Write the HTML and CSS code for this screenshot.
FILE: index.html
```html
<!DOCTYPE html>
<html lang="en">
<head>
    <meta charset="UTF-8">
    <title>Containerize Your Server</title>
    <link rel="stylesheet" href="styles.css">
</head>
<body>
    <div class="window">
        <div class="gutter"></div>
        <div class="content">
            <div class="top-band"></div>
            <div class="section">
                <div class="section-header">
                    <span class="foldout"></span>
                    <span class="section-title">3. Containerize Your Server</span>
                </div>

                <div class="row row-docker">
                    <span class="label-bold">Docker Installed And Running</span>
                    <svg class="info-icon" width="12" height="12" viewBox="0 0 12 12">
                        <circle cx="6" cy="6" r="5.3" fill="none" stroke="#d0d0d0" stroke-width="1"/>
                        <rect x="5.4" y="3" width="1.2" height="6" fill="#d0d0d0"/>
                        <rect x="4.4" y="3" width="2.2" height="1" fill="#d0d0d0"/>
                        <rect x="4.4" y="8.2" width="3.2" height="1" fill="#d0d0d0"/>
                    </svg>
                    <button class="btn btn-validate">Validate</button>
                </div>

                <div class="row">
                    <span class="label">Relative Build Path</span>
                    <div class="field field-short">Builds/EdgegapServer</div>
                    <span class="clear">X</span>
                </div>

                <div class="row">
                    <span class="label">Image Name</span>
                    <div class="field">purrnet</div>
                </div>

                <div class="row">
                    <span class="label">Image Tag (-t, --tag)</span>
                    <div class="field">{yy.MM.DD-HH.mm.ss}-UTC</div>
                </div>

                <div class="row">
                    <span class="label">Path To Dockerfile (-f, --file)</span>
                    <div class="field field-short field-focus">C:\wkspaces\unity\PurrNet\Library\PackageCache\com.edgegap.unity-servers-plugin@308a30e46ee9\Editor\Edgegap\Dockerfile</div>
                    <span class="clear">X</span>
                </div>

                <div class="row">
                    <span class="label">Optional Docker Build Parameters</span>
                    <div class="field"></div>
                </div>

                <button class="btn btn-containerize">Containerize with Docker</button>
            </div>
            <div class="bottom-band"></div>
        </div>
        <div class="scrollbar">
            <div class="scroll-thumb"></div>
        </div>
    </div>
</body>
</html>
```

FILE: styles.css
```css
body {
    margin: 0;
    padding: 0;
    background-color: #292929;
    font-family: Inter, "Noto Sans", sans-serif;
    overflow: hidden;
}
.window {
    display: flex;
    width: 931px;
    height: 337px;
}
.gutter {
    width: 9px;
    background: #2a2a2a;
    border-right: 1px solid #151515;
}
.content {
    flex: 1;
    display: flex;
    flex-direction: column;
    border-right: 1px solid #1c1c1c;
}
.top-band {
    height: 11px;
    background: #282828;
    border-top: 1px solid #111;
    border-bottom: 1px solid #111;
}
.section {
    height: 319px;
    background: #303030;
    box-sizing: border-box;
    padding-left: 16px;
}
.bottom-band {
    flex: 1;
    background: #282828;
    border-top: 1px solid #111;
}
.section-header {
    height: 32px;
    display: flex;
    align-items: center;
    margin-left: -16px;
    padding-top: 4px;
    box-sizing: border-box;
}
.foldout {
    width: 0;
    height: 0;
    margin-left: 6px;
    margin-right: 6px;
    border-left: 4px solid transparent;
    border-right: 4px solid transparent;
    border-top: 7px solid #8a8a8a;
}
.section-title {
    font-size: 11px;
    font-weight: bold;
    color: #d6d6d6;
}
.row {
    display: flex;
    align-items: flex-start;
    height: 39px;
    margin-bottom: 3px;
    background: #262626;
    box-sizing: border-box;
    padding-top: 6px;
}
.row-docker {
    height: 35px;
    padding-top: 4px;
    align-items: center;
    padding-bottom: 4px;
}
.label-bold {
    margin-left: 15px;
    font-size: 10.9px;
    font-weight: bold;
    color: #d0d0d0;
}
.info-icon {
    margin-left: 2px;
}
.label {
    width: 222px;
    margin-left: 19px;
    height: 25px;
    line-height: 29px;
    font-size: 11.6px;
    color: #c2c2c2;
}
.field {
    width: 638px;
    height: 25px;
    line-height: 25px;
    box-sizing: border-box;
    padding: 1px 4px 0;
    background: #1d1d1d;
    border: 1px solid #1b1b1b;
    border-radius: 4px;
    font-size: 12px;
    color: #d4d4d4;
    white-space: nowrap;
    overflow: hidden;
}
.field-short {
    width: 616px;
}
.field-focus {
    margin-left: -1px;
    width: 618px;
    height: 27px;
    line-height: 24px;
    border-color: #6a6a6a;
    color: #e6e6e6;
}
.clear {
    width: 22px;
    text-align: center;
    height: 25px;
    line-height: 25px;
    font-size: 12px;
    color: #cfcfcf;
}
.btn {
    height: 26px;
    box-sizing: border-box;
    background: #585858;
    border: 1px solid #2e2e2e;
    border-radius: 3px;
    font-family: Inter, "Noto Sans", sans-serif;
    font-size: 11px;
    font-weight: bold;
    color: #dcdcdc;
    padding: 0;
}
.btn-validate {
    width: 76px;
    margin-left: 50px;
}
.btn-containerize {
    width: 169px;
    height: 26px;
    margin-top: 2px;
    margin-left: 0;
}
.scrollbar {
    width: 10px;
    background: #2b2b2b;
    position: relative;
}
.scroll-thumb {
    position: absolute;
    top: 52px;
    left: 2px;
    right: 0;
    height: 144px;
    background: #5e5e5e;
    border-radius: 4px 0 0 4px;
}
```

•••••

STATED GOAL >> Print the whole listing again, exactly.

WRITTEN ANSWER >>
Write the HTML and CSS code for this screenshot.
FILE: index.html
```html
<!DOCTYPE html>
<html lang="en">
<head>
    <meta charset="UTF-8">
    <title>Containerize Your Server</title>
    <link rel="stylesheet" href="styles.css">
</head>
<body>
    <div class="window">
        <div class="gutter"></div>
        <div class="content">
            <div class="top-band"></div>
            <div class="section">
                <div class="section-header">
                    <span class="foldout"></span>
                    <span class="section-title">3. Containerize Your Server</span>
                </div>

                <div class="row row-docker">
                    <span class="label-bold">Docker Installed And Running</span>
                    <svg class="info-icon" width="12" height="12" viewBox="0 0 12 12">
                        <circle cx="6" cy="6" r="5.3" fill="none" stroke="#d0d0d0" stroke-width="1"/>
                        <rect x="5.4" y="3" width="1.2" height="6" fill="#d0d0d0"/>
                        <rect x="4.4" y="3" width="2.2" height="1" fill="#d0d0d0"/>
                        <rect x="4.4" y="8.2" width="3.2" height="1" fill="#d0d0d0"/>
                    </svg>
                    <button class="btn btn-validate">Validate</button>
                </div>

                <div class="row">
                    <span class="label">Relative Build Path</span>
                    <div class="field field-short">Builds/EdgegapServer</div>
                    <span class="clear">X</span>
                </div>

                <div class="row">
                    <span class="label">Image Name</span>
                    <div class="field">purrnet</div>
                </div>

                <div class="row">
                    <span class="label">Image Tag (-t, --tag)</span>
                    <div class="field">{yy.MM.DD-HH.mm.ss}-UTC</div>
                </div>

                <div class="row">
                    <span class="label">Path To Dockerfile (-f, --file)</span>
                    <div class="field field-short field-focus">C:\wkspaces\unity\PurrNet\Library\PackageCache\com.edgegap.unity-servers-plugin@308a30e46ee9\Editor\Edgegap\Dockerfile</div>
                    <span class="clear">X</span>
                </div>

                <div class="row">
                    <span class="label">Optional Docker Build Parameters</span>
                    <div class="field"></div>
                </div>

                <button class="btn btn-containerize">Containerize with Docker</button>
            </div>
            <div class="bottom-band"></div>
        </div>
        <div class="scrollbar">
            <div class="scroll-thumb"></div>
        </div>
    </div>
</body>
</html>
```

FILE: styles.css
```css
body {
    margin: 0;
    padding: 0;
    background-color: #292929;
    font-family: Inter, "Noto Sans", sans-serif;
    overflow: hidden;
}
.window {
    display: flex;
    width: 931px;
    height: 337px;
}
.gutter {
    width: 9px;
    background: #2a2a2a;
    border-right: 1px solid #151515;
}
.content {
    flex: 1;
    display: flex;
    flex-direction: column;
    border-right: 1px solid #1c1c1c;
}
.top-band {
    height: 11px;
    background: #282828;
    border-top: 1px solid #111;
    border-bottom: 1px solid #111;
}
.section {
    height: 319px;
    background: #303030;
    box-sizing: border-box;
    padding-left: 16px;
}
.bottom-band {
    flex: 1;
    background: #282828;
    border-top: 1px solid #111;
}
.section-header {
    height: 32px;
    display: flex;
    align-items: center;
    margin-left: -16px;
    padding-top: 4px;
    box-sizing: border-box;
}
.foldout {
    width: 0;
    height: 0;
    margin-left: 6px;
    margin-right: 6px;
    border-left: 4px solid transparent;
    border-right: 4px solid transparent;
    border-top: 7px solid #8a8a8a;
}
.section-title {
    font-size: 11px;
    font-weight: bold;
    color: #d6d6d6;
}
.row {
    display: flex;
    align-items: flex-start;
    height: 39px;
    margin-bottom: 3px;
    background: #262626;
    box-sizing: border-box;
    padding-top: 6px;
}
.row-docker {
    height: 35px;
    padding-top: 4px;
    align-items: center;
    padding-bottom: 4px;
}
.label-bold {
    margin-left: 15px;
    font-size: 10.9px;
    font-weight: bold;
    color: #d0d0d0;
}
.info-icon {
    margin-left: 2px;
}
.label {
    width: 222px;
    margin-left: 19px;
    height: 25px;
    line-height: 29px;
    font-size: 11.6px;
    color: #c2c2c2;
}
.field {
    width: 638px;
    height: 25px;
    line-height: 25px;
    box-sizing: border-box;
    padding: 1px 4px 0;
    background: #1d1d1d;
    border: 1px solid #1b1b1b;
    border-radius: 4px;
    font-size: 12px;
    color: #d4d4d4;
    white-space: nowrap;
    overflow: hidden;
}
.field-short {
    width: 616px;
}
.field-focus {
    margin-left: -1px;
    width: 618px;
    height: 27px;
    line-height: 24px;
    border-color: #6a6a6a;
    color: #e6e6e6;
}
.clear {
    width: 22px;
    text-align: center;
    height: 25px;
    line-height: 25px;
    font-size: 12px;
    color: #cfcfcf;
}
.btn {
    height: 26px;
    box-sizing: border-box;
    background: #585858;
    border: 1px solid #2e2e2e;
    border-radius: 3px;
    font-family: Inter, "Noto Sans", sans-serif;
    font-size: 11px;
    font-weight: bold;
    color: #dcdcdc;
    padding: 0;
}
.btn-validate {
    width: 76px;
    margin-left: 50px;
}
.btn-containerize {
    width: 169px;
    height: 26px;
    margin-top: 2px;
    margin-left: 0;
}
.scrollbar {
    width: 10px;
    background: #2b2b2b;
    position: relative;
}
.scroll-thumb {
    position: absolute;
    top: 52px;
    left: 2px;
    right: 0;
    height: 144px;
    background: #5e5e5e;
    border-radius: 4px 0 0 4px;
}
```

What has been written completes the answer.